Tools like Breach and Attack Simulation (BAS) and automated penetration testing enable ongoing validation, tracking how defensive measures respond across time, configuration changes, and product updates. Without this continuous feedback loop, LEV remains just that: a probability, not a guarantee.
Industry reactions to LEV have been mixed. Some see it as a valuable supplement to traditional vulnerability scoring, especially for organizations lacking real-time threat intelligence. Others question whether LEV’s mathematical elegance might obscure the limitations of its input data.
Critics also point out that LEV cannot assess intent or target selection logic. A CVE may be widely exploitable but see no real-world use due to environmental irrelevance or lack of attacker interest. These nuances are beyond the reach of purely statistical models.
LEV introduces a novel and much-needed approach to estimating historical exploitation risk by analyzing EPSS score behavior over time. It is mathematically transparent, operationally feasible, and provides a valuable new perspective in the prioritization process.
But it’s important to remember: LEV is still a global score.

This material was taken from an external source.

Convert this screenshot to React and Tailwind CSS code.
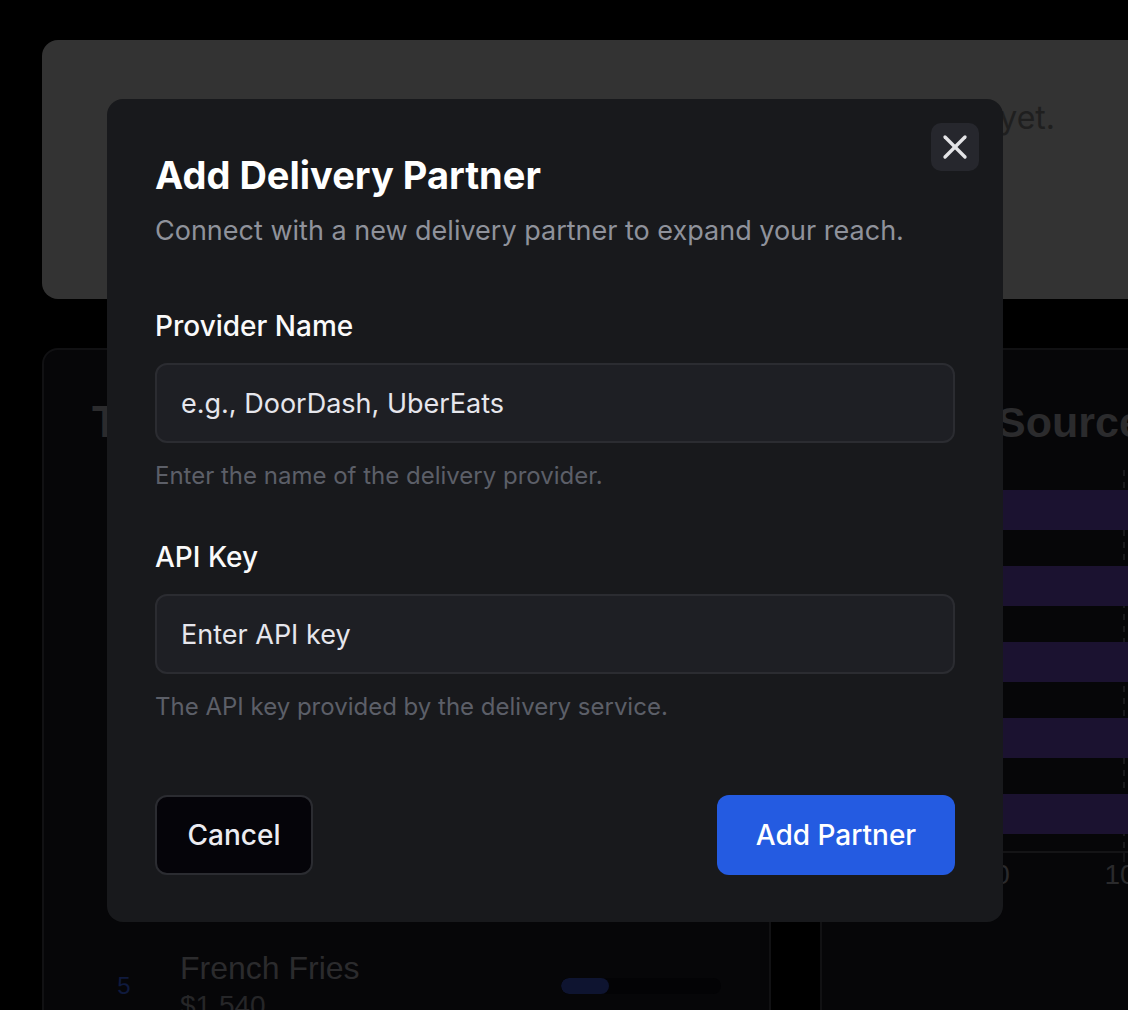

It reflects statistical trends across the internet, not the reality of your specific network, configurations, or compensating controls. |
A high LEV score might mean nothing if your defenses already neutralize the threat. Conversely, a low score might lull you into complacency if an attacker finds a unique way to exploit that same CVE in your environment. That’s why LEV must be paired with continuous validation. Security teams need to simulate attacks, test controls, and verify outcomes in their own environment, not rely solely on external probability models.
Breach and Attack Simulation (BAS) and Automated Penetration Testing make this possible by providing ongoing, context-aware feedback on what can actually be exploited today, not just what might have been exploited somewhere else.
Whether LEV becomes an industry standard remains to be seen. But its arrival underscores a broader shift: as vulnerability volumes increase and patch fatigue deepens, organizations need smarter ways to focus. The real value of LEV isn’t just in the number, it’s in how it sharpens the questions we ask about risk.